Gabriel Mahia Systems · Power · Strategy

The Defense That Becomes the Problem

Institutional defences built to address one threat can become threats themselves when they outlast the conditions that justified them.

How Defences Outlast Their Justification

Every institutional defence — the compliance requirement, the approval process, the monitoring system, the protective regulation — was built to address a specific threat or failure mode that was real at the time of the defence's construction. The defence was justified by the threat it addressed. But threats change, environments evolve, and the original failure mode that motivated the defence may become less likely or cease to exist entirely. The defence, however, does not automatically retire when its justification disappears — it has been institutionalised, embedded in processes and systems, assigned to people whose roles are defined by its maintenance, and defended by actors whose authority or resources depend on its continuation.

The defence that outlasts its justification becomes overhead rather than protection: it consumes resources and imposes constraints without producing the safety benefit that justified its original costs.
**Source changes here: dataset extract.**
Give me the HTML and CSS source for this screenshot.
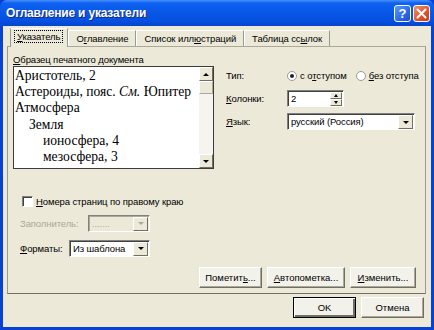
FILE: index.html
```html
<!DOCTYPE html>
<html>
<head>
    <link rel="stylesheet" href="styles.css">
</head>
<body>
    <div class="window">
        <div class="titlebar">
            <span class="title">Оглавление и указатели</span>
            <span class="cbtn help">?</span>
            <span class="cbtn close">
                <svg width="11" height="11" viewBox="0 0 11 11"><path d="M1.5 1.5 L9.5 9.5 M9.5 1.5 L1.5 9.5" stroke="#fff" stroke-width="2" stroke-linecap="round"/></svg>
            </span>
        </div>
        <div class="client">
            <div class="tabs">
                <span class="tab active"><span class="focus"><u>У</u>казатель</span></span>
                <span class="tab">О<u>г</u>лавление</span>
                <span class="tab">Список илл<u>ю</u>страций</span>
                <span class="tab">Таблица сс<u>ы</u>лок</span>
            </div>
            <div class="panel">
                <div class="top">
                    <div class="preview-col">
                        <div class="label"><u>О</u>бразец печатного документа</div>
                        <div class="preview">
                            <div class="preview-text">
                                <div>Аристотель, 2</div>
                                <div>Астероиды, пояс. <i>См.</i> Юпитер</div>
                                <div>Атмосфера</div>
                                <div class="lvl2">Земля</div>
                                <div class="lvl3">ионосфера, 4</div>
                                <div class="lvl3">мезосфера, 3</div>
                            </div>
                            <div class="vscroll">
                                <span class="sbtn"><span class="arrow up"></span></span>
                                <span class="thumb"></span>
                                <span class="track"></span>
                                <span class="sbtn"><span class="arrow down"></span></span>
                            </div>
                        </div>
                    </div>
                    <div class="options">
                        <div class="opt-row">
                            <span class="opt-label">Тип:</span>
                            <span class="radio checked"></span>
                            <span class="radio-text">с о<u>т</u>ступом</span>
                            <span class="radio"></span>
                            <span class="radio-text"><u>б</u>ез отступа</span>
                        </div>
                        <div class="opt-row">
                            <span class="opt-label"><u>К</u>олонки:</span>
                            <span class="spin">
                                <span class="spin-value">2</span>
                                <span class="spin-btns">
                                    <span class="spin-btn"><span class="arrow up small"></span></span>
                                    <span class="spin-btn"><span class="arrow down small"></span></span>
                                </span>
                            </span>
                        </div>
                        <div class="opt-row">
                            <span class="opt-label"><u>Я</u>зык:</span>
                            <span class="combo lang">
                                <span class="combo-value">русский (Россия)</span>
                                <span class="combo-btn"><span class="arrow down"></span></span>
                            </span>
                        </div>
                    </div>
                </div>
                <div class="check-row">
                    <span class="checkbox"></span>
                    <span><u>Н</u>омера страниц по правому краю</span>
                </div>
                <div class="field-row disabled">
                    <span class="field-label">Заполнитель:</span>
                    <span class="combo filler">
                        <span class="combo-value">.......</span>
                        <span class="combo-btn"><span class="arrow down"></span></span>
                    </span>
                </div>
                <div class="field-row">
                    <span class="field-label short"><u>Ф</u>орматы:</span>
                    <span class="combo formats">
                        <span class="combo-value">Из шаблона</span>
                        <span class="combo-btn"><span class="arrow down"></span></span>
                    </span>
                </div>
                <div class="panel-buttons">
                    <button class="btn mark">Пометит<u>ь</u>...</button>
                    <button class="btn auto"><u>А</u>втопометка...</button>
                    <button class="btn change"><u>И</u>зменить...</button>
                </div>
            </div>
            <div class="dialog-buttons">
                <button class="btn default">OK</button>
                <button class="btn">Отмена</button>
            </div>
        </div>
    </div>
</body>
</html>
```

FILE: styles.css
```css
* {
    box-sizing: border-box;
}

body {
    margin: 0;
    background-color: #0a3fd0;
    font-family: "Liberation Sans", Arial, sans-serif;
    font-size: 9.5px;
    letter-spacing: -0.1px;
    color: #000000;
}

.window {
    width: 434px;
    height: 330px;
    display: flex;
    flex-direction: column;
    background-color: #0842d4;
    border-radius: 7px 7px 0 0;
}

.titlebar {
    height: 26px;
    display: flex;
    align-items: center;
    gap: 2px;
    padding: 0 4px 0 6px;
    border-radius: 7px 7px 0 0;
    background: linear-gradient(#4a90ff 0, #0d62f2 3px, #0a58e8 45%, #0650e0 80%, #0445cc 100%);
}

.title {
    flex: 1;
    color: white;
    font-size: 12px;
    font-weight: bold;
    letter-spacing: -0.2px;
    text-shadow: 1px 1px #102a80;
}

.cbtn {
    width: 17px;
    height: 17px;
    border: 1px solid #ffffff;
    border-radius: 3px;
    display: flex;
    align-items: center;
    justify-content: center;
    color: white;
    font-weight: bold;
    font-size: 13px;
}

.help {
    background: linear-gradient(135deg, #5a9cff, #2a68e8 60%, #1a50d0);
}

.close {
    background: linear-gradient(135deg, #f0906a, #e0542c 60%, #c83a18);
}

.client {
    flex: 1;
    margin: 0 3px 3px 3px;
    padding: 2px 5px 0 4px;
    background-color: #ece9d8;
    display: flex;
    flex-direction: column;
}

/* tabs */
.tabs {
    height: 18px;
    display: flex;
    align-items: flex-end;
    padding-left: 3px;
}

.tab {
    height: 16px;
    padding: 2px 7px 0 7px;
    border-top: 1px solid #ffffff;
    border-right: 1px solid #919b9c;
    border-left: 1px solid #ffffff;
    background-color: #ece9d8;
    white-space: nowrap;
}

.tab.active {
    height: 19px;
    margin-bottom: -1px;
    padding: 2px 5px 0 4px;
    position: relative;
    border-left: 1px solid #919b9c;
}

.focus {
    display: inline-block;
    padding: 0 2px;
    outline: 1px dotted #000000;
}

.panel {
    height: 248px;
    border: 1px solid #919b9c;
    border-top-color: #aca899;
    border-bottom-color: #716f64;
    padding: 7px 9px 0 5px;
    display: flex;
    flex-direction: column;
}

.top {
    display: flex;
}

.label {
    height: 12px;
    line-height: 11px;
}

.preview {
    width: 201px;
    height: 103px;
    display: flex;
    border: 1px solid #3c3c3c;
    background-color: white;
}

.preview-text {
    flex: 1;
    padding: 1px 0 0 1px;
    font-family: "Liberation Serif", "Times New Roman", serif;
    font-size: 13.6px;
    letter-spacing: 0;
    line-height: 16.2px;
    white-space: nowrap;
}

.lvl2 {
    padding-left: 14px;
}

.lvl3 {
    padding-left: 28px;
}

.vscroll {
    width: 14px;
    display: flex;
    flex-direction: column;
    background-color: #f5f4ee;
}

.sbtn,
.spin-btn,
.combo-btn {
    display: flex;
    align-items: center;
    justify-content: center;
    background-color: #ece9d8;
    border: 1px solid;
    border-color: #ffffff #716f64 #716f64 #ffffff;
}

.sbtn {
    height: 14px;
}

.thumb {
    height: 13px;
    background-color: #ece9d8;
    border: 1px solid;
    border-color: #ffffff #aca899 #aca899 #ffffff;
}

.track {
    flex: 1;
}

.arrow {
    width: 0;
    height: 0;
    border-left: 3px solid transparent;
    border-right: 3px solid transparent;
}

.arrow.up {
    border-bottom: 3px solid #000000;
}

.arrow.down {
    border-top: 3px solid #000000;
}

.arrow.small {
    border-left-width: 2px;
    border-right-width: 2px;
}

/* right column */
.options {
    flex: 1;
    margin-left: 12px;
    padding-top: 13px;
    display: flex;
    flex-direction: column;
    gap: 6px;
}

.opt-row {
    height: 17px;
    display: flex;
    align-items: center;
    white-space: nowrap;
}

.opt-label {
    width: 61px;
    flex-shrink: 0;
}

.radio {
    width: 10px;
    height: 10px;
    flex-shrink: 0;
    border-radius: 50%;
    border: 1px solid #9a9a9a;
    background-color: white;
    display: flex;
    align-items: center;
    justify-content: center;
    margin-right: 3px;
}

.radio.checked::after {
    content: "";
    width: 4px;
    height: 4px;
    border-radius: 50%;
    background-color: #202020;
}

.radio-text {
    margin-right: 9px;
}

.spin {
    width: 57px;
    height: 17px;
    display: flex;
    background-color: white;
    border: 1px solid;
    border-color: #808080 #ffffff #ffffff #808080;
    box-shadow: inset 1px 1px #404040;
}

.spin-value {
    flex: 1;
    padding: 2px 0 0 3px;
}

.spin-btns {
    width: 13px;
    display: flex;
    flex-direction: column;
    padding: 1px 1px 0 0;
}

.spin-btn {
    flex: 1;
}

.combo {
    height: 17px;
    display: flex;
    align-items: stretch;
    background-color: white;
    border: 1px solid;
    border-color: #808080 #ffffff #ffffff #808080;
    box-shadow: inset 1px 1px #404040;
}

.combo-value {
    flex: 1;
    padding: 2px 0 0 3px;
    white-space: nowrap;
}

.combo-btn {
    width: 15px;
    margin: 1px 1px 0 0;
}

.lang {
    width: 128px;
}

/* lower left */
.check-row {
    margin-top: 26px;
    margin-left: 9px;
    height: 13px;
    display: flex;
    align-items: center;
    gap: 3px;
}

.checkbox {
    width: 11px;
    height: 11px;
    background-color: white;
    border: 1px solid;
    border-color: #808080 #ffffff #ffffff #808080;
    box-shadow: inset 1px 1px #404040;
}

.field-row {
    margin-top: 6px;
    margin-left: 7px;
    height: 18px;
    display: flex;
    align-items: center;
}

.field-label {
    width: 68px;
}

.field-label.short {
    width: 49px;
}

.disabled {
    color: #aca899;
}

.disabled .combo {
    background-color: #ece9d8;
    box-shadow: inset 1px 1px #aca899;
}

.disabled .arrow.down {
    border-top-color: #aca899;
}

.filler {
    width: 62px;
}

.formats {
    width: 81px;
}

.field-row + .field-row {
    margin-top: 7px;
}

/* buttons */
.btn {
    height: 21px;
    padding: 0;
    font-family: "Liberation Sans", Arial, sans-serif;
    font-size: 9.5px;
    color: #000000;
    background-color: #f2f1ea;
    border: 1px solid;
    border-color: #ffffff #716f64 #716f64 #ffffff;
    box-shadow: inset -1px -1px #aca899;
}

.panel-buttons {
    margin-top: 10px;
    display: flex;
    justify-content: flex-end;
    gap: 5px;
}

.mark {
    width: 63px;
}

.auto {
    width: 78px;
}

.change {
    width: 66px;
}

.dialog-buttons {
    margin-top: 3px;
    padding-right: 2px;
    display: flex;
    justify-content: flex-end;
    gap: 5px;
}

.dialog-buttons .btn {
    width: 63px;
}

.btn.default {
    border: 1px solid #000000;
    box-shadow: inset 1px 1px #ffffff, inset -2px -2px #716f64;
}
```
More consequentially, it may become a threat itself — creating compliance costs that disadvantage legitimate actors relative to those who operate outside the formal system, generating perverse incentives that produce the failures the defence was designed to prevent, or blocking the adaptive responses that changed conditions require.

Examples of Structural Reversal

The most common form of structural reversal is the regulatory protection that becomes a competitive barrier. The safety regulation that required a specific process when that process represented the best available technology may require an inferior process once technology has advanced, while simultaneously preventing adoption of the superior process by actors who would otherwise replace it. The financial regulation designed to prevent the specific failure modes of a prior era may create the specific incentive structures that produce different failure modes in the current one.

Identifying the defence that has become the problem requires institutional archaeology: tracing the specific failure mode that the defence was designed to address, assessing whether that failure mode remains relevant in current conditions, and evaluating whether the defence's continued costs are justified by whatever residual threat it addresses. This archaeology is rarely done because the defence has been institutionalised in ways that make questioning its justification feel like questioning the values it was designed to protect rather than the specific mechanism through which those values were expressed.

The defence that was built for yesterday's threat is today's overhead and tomorrow's vulnerability. Institutions that cannot periodically audit their defences against the threats they were designed to address will eventually be constrained by the solutions to problems that no longer exist.